May a new labor union be organized and granted registration during the lifetime of a collective bargaining agreement (CBA) between the company and another union?

The Case

This is the simple query brought before this Court by Petitioner Katipunan ng mga Manggagawa sa Daungan (KAMADA) via a petition[1] for certiorari under Rule 65 of the Rules of Court assailing the Order[2] dated February 27, 1992 of Public Respondent Pura Ferrer-Calleja, Director of the Bureau of Labor Relations (BLR), in BLR Case No. A-4-12-91 (NCR-0D-M-90-10-007) which reversed the resolution[3] of Med-Arbiter Edgardo De la Cruz. Public respondent disposed as follows:[4]
WHEREFORE, premises considered, this Office having found that no ground exists for the cancellation of the union registration of ASTEOU [sic], the decision of Med-Arbiter de la Cruz is hereby reversed. Let, therefore, the certificate of registration of ASTEOU [sic] (Associated Skilled and Technical Employees Union of OTSI) be reinstated in the registry of Unions."
The subsequent "appeal" filed by the counsel for the petitioner was treated as a motion for reconsideration and denied in the other assailed Order[5] dated March 20, 1992. Hence, this petition before us.

The Facts

Petitioner claims to be the sole and exclusive bargaining agent for all workers in Ocean Terminal Services, Inc. (OTSI).[6] After a certification election, it concluded a collective bargaining agreement with the company. Soon thereafter, in September 1990, private respondent union (ASTEUO) -- allegedly composed also of OTSI workers -- was registered.

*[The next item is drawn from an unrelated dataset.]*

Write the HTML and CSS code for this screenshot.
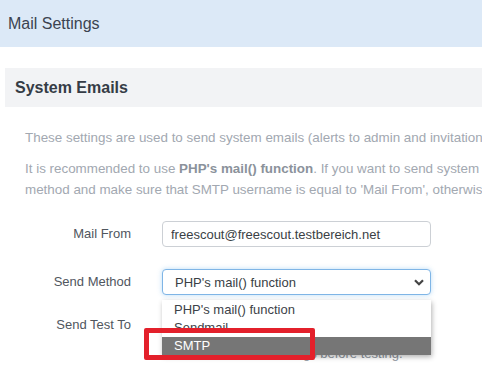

Upon learning of such fact, Petitioner KAMADA filed a suit to cancel the registration of ASTEUO on the ground that the latter's members were already covered by the existing collective bargaining agreement. Private respondent, on the other hand, claimed that its existence as a union could not be disturbed, as its registration was made during the freedom period when there was no collective bargaining agreement concluded as yet.

Private respondent's registration was cancelled by the med-arbiter in his resolution dated November 27, 1990, finding that the "organization of another union covering the same workers can no longer be considered as a labor protective [sic] activity under P.D. 1391"[7] and that "this will even be against the present policy of one union in one company."[8]

Private respondent appealed to the Bureau of Labor Relations. As earlier stated, Public Respondent Pura Ferrer-Calleja, director of the said office, reversed the decision of the med-arbiter and denied the subsequent motion for reconsideration.

The Issue

Petitioner accuses public respondent of "grave abuse of discretion amounting to lack of jurisdiction and gross ignorance of the law." It argues that private respondent, contrary to Section 4 (f), Rule II, Book V of the Rules Implementing the Labor Code, obtained its union registration "beyond the last sixty (60) days of the existing CBA," and "after participating in the certification election" where it lost.

More specifically, petitioner raises in its Memorandum dated May 3, 1993, the following three grounds to reverse public respondent's Order:[9]

1.     That there was already an existing certified bargaining agent when it obtained its registration;

"2.     The same cannot be considered as a labor productive activity under PD 1391; and

"3.     It is against the policy of one union in one company."

The Court's Ruling

Petitioner's contentions are utterly devoid of merit.

First Issue: Timeliness of Registration

We quote hereunder public respondent's disquisition which clearly shows the untenable position of petitioner:[10]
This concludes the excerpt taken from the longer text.